Tracking & ETAs
How statuses move, how the two arrival dates differ, and what port dwell tells you.
Once a shipment is added, Real-View keeps it up to date for you. This page explains what the statuses mean, why there are two arrival dates, and how to read the port-dwell figures.
The status lifecycle
Every shipment moves through these stages:
- Pending — added; vessel lookup queued.
- In transit — vessel located and en route.
- Approaching port — closing on the destination port.
- At port — arrived and docked; the dwell clock is running.
- Cleared — cargo cleared at the port.
- Delivered — container delivered to you.
- Archived — you have filed it away; it no longer counts against your plan's active-shipment limit.
Two arrival dates: carrier ETA vs Real-View ETA
On each shipment you see two estimated arrivals side by side:
- Carrier ETA — the date the shipping line published.
- Real-View ETA — our estimate, padded for the congestion and typical dwell at the destination port.
The gap between them — shown in days and colour-coded — is the useful bit. A big gap is an early warning that the carrier's date is optimistic for how that port is actually running.
Port dwell
When a container reaches the port, Real-View starts a dwell clock — how long the box has been sitting there. The dashboard also shows the average dwell for each SA port so you have a baseline.
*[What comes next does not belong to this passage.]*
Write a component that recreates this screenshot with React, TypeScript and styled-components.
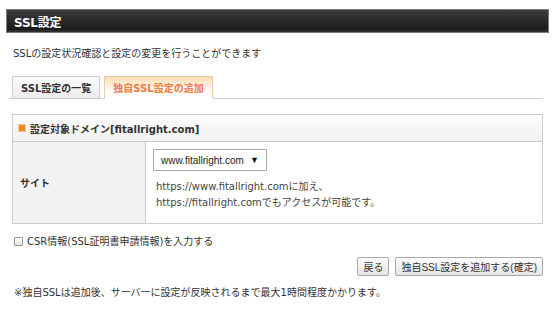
import styled, { createGlobalStyle } from "styled-components";

const GlobalStyle = createGlobalStyle`
	html, body {
		margin: 0;
		padding: 0;
		background: #fff;
	}
	body {
		font-family: "DejaVu Sans", "Noto Sans CJK JP", sans-serif;
		font-size: 10px;
		color: #333;
	}
`;

const App: React.FC = () => {
	return (
		<Page>
			<GlobalStyle />
			<TitleBar>SSL設定</TitleBar>
			<Content>
				<Lead>SSLの設定状況確認と設定の変更を行うことができます</Lead>
				<TabBar>
					<Tab>SSL設定の一覧</Tab>
					<Tab $active>独自SSL設定の追加</Tab>
				</TabBar>
				<Box>
					<BoxHead>
						<HeadMark />
						設定対象ドメイン[fitallright.com]
					</BoxHead>
					<BoxRow>
						<RowLabel>サイト</RowLabel>
						<RowBody>
							<FakeSelect>
								<span>www.fitallright.com</span>
								<Arrow>▼</Arrow>
							</FakeSelect>
							<Hint>
								https://www.fitallright.comに加え、
								<br />
								https://fitallright.comでもアクセスが可能です。
							</Hint>
						</RowBody>
					</BoxRow>
				</Box>
				<CheckLine>
					<CheckBox />
					CSR情報(SSL証明書申請情報)を入力する
				</CheckLine>
				<Actions>
					<Button>戻る</Button>
					<Button>独自SSL設定を追加する(確定)</Button>
				</Actions>
				<Note>※独自SSLは追加後、サーバーに設定が反映されるまで最大1時間程度かかります。</Note>
			</Content>
		</Page>
	);
};

export default App;

const Page = styled.div`
	padding: 9px 6px 0;
`;

const TitleBar = styled.div`
	height: 22px;
	display: flex;
	align-items: center;
	padding-left: 7px;
	border: 1px solid #7a7a7a;
	background: linear-gradient(#3c3c3c, #262626 60%, #181818);
	box-shadow: inset 0 -3px 0 -1px rgba(80, 80, 80, 0.35);
	color: #fff;
	font-size: 12px;
	font-weight: bold;
	letter-spacing: -0.2px;
`;

const Content = styled.div`
	padding: 0 6px;
`;

const Lead = styled.p`
	margin: 14px 0 0 1px;
	line-height: 13px;
`;

const TabBar = styled.div`
	display: flex;
	gap: 4px;
	margin: 16px 0 0 -3px;
	padding-left: 3px;
	border-bottom: 1px solid #ccc;
`;

const Tab = styled.div<{ $active?: boolean }>`
	height: 21px;
	display: flex;
	align-items: center;
	padding: 0 8px;
	margin-bottom: -1px;
	border: 1px solid ${(p) => (p.$active ? "#e6cdb0" : "#ccc")};
	border-bottom: 1px solid ${(p) => (p.$active ? "#fff" : "#ccc")};
	background: ${(p) =>
		p.$active
			? "linear-gradient(#fddcb3, #fff 75%)"
			: "linear-gradient(#fbfbfb, #ececec)"};
	color: ${(p) => (p.$active ? "#f07b3f" : "#333")};
	font-weight: bold;
`;

const Box = styled.div`
	margin-top: 15px;
	border: 1px solid #ccc;
`;

const BoxHead = styled.div`
	height: 26px;
	display: flex;
	align-items: center;
	gap: 5px;
	padding-left: 6px;
	border-bottom: 1px solid #ccc;
	background: linear-gradient(#fdfdfd, #f1f1f1);
	font-weight: bold;
`;

const HeadMark = styled.span`
	width: 6px;
	height: 6px;
	background: #f08a22;
	box-shadow: 0 0 0 1px #f8c68e;
`;

const BoxRow = styled.div`
	display: flex;
`;

const RowLabel = styled.div`
	width: 125px;
	flex: none;
	display: flex;
	align-items: center;
	padding-left: 7px;
	background: #f2f2f2;
	border-right: 1px solid #ccc;
	font-weight: bold;
`;

const RowBody = styled.div`
	flex: 1;
	padding: 7px 0 12px 7px;
`;

const FakeSelect = styled.div`
	width: 98px;
	height: 20px;
	display: flex;
	align-items: center;
	justify-content: space-between;
	padding: 0 7px 0 7px;
	border: 1px solid #aaa;
	border-radius: 1px;
	background: #fff;
	font-family: "Liberation Sans", "Noto Sans CJK JP", sans-serif;
	font-size: 10px;
	color: #222;
`;

const Arrow = styled.span`
	font-size: 9px;
	color: #111;
`;

const Hint = styled.p`
	margin: 8px 0 0 3px;
	line-height: 16px;
	color: #444;
`;

const CheckLine = styled.div`
	display: flex;
	align-items: center;
	gap: 4px;
	margin: 11px 0 0 2px;
	line-height: 13px;
`;

const CheckBox = styled.span`
	width: 7px;
	height: 7px;
	border: 1px solid #999;
	border-radius: 1px;
	background: linear-gradient(#fdfdfd, #e4e4e4);
`;

const Actions = styled.div`
	display: flex;
	justify-content: flex-end;
	gap: 6px;
	margin-top: 9px;
`;

const Button = styled.button`
	height: 19px;
	padding: 0 5px;
	border: 1px solid #a9a9a9;
	border-radius: 2px;
	background: linear-gradient(#fdfdfd, #e5e5e5);
	font-family: "Liberation Sans", "Noto Sans CJK JP", sans-serif;
	font-size: 10px;
	color: #333;
`;

const Note = styled.p`
	margin: 10px 0 0 2px;
	line-height: 13px;
`;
A long dwell is flagged as a warning, and a very long one as critical, because every extra day at the quay is extra cost.
The map
Shipments include a map view with the destination ports marked. A live vessel position on the map is switched on once the AIS (vessel-tracking) data feed is connected — until then the map shows the port reference points and an "awaiting data" note rather than a live pin.